- [What the task requires]: Write out the whole listing, matching it exactly.

- [Data shown]:
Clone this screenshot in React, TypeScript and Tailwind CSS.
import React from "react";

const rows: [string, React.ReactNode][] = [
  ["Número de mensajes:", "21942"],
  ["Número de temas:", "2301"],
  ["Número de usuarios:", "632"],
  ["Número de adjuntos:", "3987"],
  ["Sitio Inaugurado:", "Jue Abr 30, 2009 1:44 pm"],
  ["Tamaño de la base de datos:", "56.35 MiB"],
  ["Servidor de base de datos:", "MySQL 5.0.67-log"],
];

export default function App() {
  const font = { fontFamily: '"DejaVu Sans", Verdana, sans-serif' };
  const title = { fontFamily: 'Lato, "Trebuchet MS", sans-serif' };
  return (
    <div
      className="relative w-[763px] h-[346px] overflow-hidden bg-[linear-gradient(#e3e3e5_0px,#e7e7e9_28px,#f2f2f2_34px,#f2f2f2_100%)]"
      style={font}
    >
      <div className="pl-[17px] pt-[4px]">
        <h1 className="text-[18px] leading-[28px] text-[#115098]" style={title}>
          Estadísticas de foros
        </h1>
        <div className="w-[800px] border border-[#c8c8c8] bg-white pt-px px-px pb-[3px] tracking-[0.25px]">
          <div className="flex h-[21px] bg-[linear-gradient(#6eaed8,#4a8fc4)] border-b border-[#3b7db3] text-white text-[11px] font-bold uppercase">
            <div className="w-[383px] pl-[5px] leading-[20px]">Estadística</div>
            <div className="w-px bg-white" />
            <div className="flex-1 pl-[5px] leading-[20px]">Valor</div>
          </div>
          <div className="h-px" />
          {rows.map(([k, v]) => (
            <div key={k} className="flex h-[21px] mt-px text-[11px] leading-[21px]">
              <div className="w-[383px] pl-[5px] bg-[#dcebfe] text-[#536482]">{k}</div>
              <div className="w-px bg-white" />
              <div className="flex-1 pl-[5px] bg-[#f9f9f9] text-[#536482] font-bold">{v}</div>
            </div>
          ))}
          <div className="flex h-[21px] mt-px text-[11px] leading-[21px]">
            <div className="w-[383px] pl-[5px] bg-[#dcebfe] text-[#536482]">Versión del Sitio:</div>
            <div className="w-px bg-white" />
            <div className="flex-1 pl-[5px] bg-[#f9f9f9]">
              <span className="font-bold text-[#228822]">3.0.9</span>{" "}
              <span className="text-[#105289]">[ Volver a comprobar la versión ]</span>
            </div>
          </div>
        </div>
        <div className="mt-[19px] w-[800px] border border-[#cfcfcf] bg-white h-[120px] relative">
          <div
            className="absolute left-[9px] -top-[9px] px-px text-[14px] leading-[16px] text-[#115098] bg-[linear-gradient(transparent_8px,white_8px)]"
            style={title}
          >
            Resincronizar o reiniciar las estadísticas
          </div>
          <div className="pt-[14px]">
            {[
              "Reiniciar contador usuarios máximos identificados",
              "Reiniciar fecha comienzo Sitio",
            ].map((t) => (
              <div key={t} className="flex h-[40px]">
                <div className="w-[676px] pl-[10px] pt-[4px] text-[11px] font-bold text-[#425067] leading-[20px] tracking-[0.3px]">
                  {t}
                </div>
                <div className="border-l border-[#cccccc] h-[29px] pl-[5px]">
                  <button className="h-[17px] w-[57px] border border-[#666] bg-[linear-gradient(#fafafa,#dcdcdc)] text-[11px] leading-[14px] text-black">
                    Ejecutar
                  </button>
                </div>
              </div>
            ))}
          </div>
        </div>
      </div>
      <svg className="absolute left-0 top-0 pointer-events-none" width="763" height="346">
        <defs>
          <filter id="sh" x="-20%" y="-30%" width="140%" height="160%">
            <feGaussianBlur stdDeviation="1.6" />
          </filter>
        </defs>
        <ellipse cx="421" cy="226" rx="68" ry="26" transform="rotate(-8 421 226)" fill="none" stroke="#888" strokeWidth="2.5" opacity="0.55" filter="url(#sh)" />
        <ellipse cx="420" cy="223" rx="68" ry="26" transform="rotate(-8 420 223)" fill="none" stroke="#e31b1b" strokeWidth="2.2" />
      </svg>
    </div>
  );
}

- [Answer below]:
Clone this screenshot in React, TypeScript and Tailwind CSS.
import React from "react";

const rows: [string, React.ReactNode][] = [
  ["Número de mensajes:", "21942"],
  ["Número de temas:", "2301"],
  ["Número de usuarios:", "632"],
  ["Número de adjuntos:", "3987"],
  ["Sitio Inaugurado:", "Jue Abr 30, 2009 1:44 pm"],
  ["Tamaño de la base de datos:", "56.35 MiB"],
  ["Servidor de base de datos:", "MySQL 5.0.67-log"],
];

export default function App() {
  const font = { fontFamily: '"DejaVu Sans", Verdana, sans-serif' };
  const title = { fontFamily: 'Lato, "Trebuchet MS", sans-serif' };
  return (
    <div
      className="relative w-[763px] h-[346px] overflow-hidden bg-[linear-gradient(#e3e3e5_0px,#e7e7e9_28px,#f2f2f2_34px,#f2f2f2_100%)]"
      style={font}
    >
      <div className="pl-[17px] pt-[4px]">
        <h1 className="text-[18px] leading-[28px] text-[#115098]" style={title}>
          Estadísticas de foros
        </h1>
        <div className="w-[800px] border border-[#c8c8c8] bg-white pt-px px-px pb-[3px] tracking-[0.25px]">
          <div className="flex h-[21px] bg-[linear-gradient(#6eaed8,#4a8fc4)] border-b border-[#3b7db3] text-white text-[11px] font-bold uppercase">
            <div className="w-[383px] pl-[5px] leading-[20px]">Estadística</div>
            <div className="w-px bg-white" />
            <div className="flex-1 pl-[5px] leading-[20px]">Valor</div>
          </div>
          <div className="h-px" />
          {rows.map(([k, v]) => (
            <div key={k} className="flex h-[21px] mt-px text-[11px] leading-[21px]">
              <div className="w-[383px] pl-[5px] bg-[#dcebfe] text-[#536482]">{k}</div>
              <div className="w-px bg-white" />
              <div className="flex-1 pl-[5px] bg-[#f9f9f9] text-[#536482] font-bold">{v}</div>
            </div>
          ))}
          <div className="flex h-[21px] mt-px text-[11px] leading-[21px]">
            <div className="w-[383px] pl-[5px] bg-[#dcebfe] text-[#536482]">Versión del Sitio:</div>
            <div className="w-px bg-white" />
            <div className="flex-1 pl-[5px] bg-[#f9f9f9]">
              <span className="font-bold text-[#228822]">3.0.9</span>{" "}
              <span className="text-[#105289]">[ Volver a comprobar la versión ]</span>
            </div>
          </div>
        </div>
        <div className="mt-[19px] w-[800px] border border-[#cfcfcf] bg-white h-[120px] relative">
          <div
            className="absolute left-[9px] -top-[9px] px-px text-[14px] leading-[16px] text-[#115098] bg-[linear-gradient(transparent_8px,white_8px)]"
            style={title}
          >
            Resincronizar o reiniciar las estadísticas
          </div>
          <div className="pt-[14px]">
            {[
              "Reiniciar contador usuarios máximos identificados",
              "Reiniciar fecha comienzo Sitio",
            ].map((t) => (
              <div key={t} className="flex h-[40px]">
                <div className="w-[676px] pl-[10px] pt-[4px] text-[11px] font-bold text-[#425067] leading-[20px] tracking-[0.3px]">
                  {t}
                </div>
                <div className="border-l border-[#cccccc] h-[29px] pl-[5px]">
                  <button className="h-[17px] w-[57px] border border-[#666] bg-[linear-gradient(#fafafa,#dcdcdc)] text-[11px] leading-[14px] text-black">
                    Ejecutar
                  </button>
                </div>
              </div>
            ))}
          </div>
        </div>
      </div>
      <svg className="absolute left-0 top-0 pointer-events-none" width="763" height="346">
        <defs>
          <filter id="sh" x="-20%" y="-30%" width="140%" height="160%">
            <feGaussianBlur stdDeviation="1.6" />
          </filter>
        </defs>
        <ellipse cx="421" cy="226" rx="68" ry="26" transform="rotate(-8 421 226)" fill="none" stroke="#888" strokeWidth="2.5" opacity="0.55" filter="url(#sh)" />
        <ellipse cx="420" cy="223" rx="68" ry="26" transform="rotate(-8 420 223)" fill="none" stroke="#e31b1b" strokeWidth="2.2" />
      </svg>
    </div>
  );
}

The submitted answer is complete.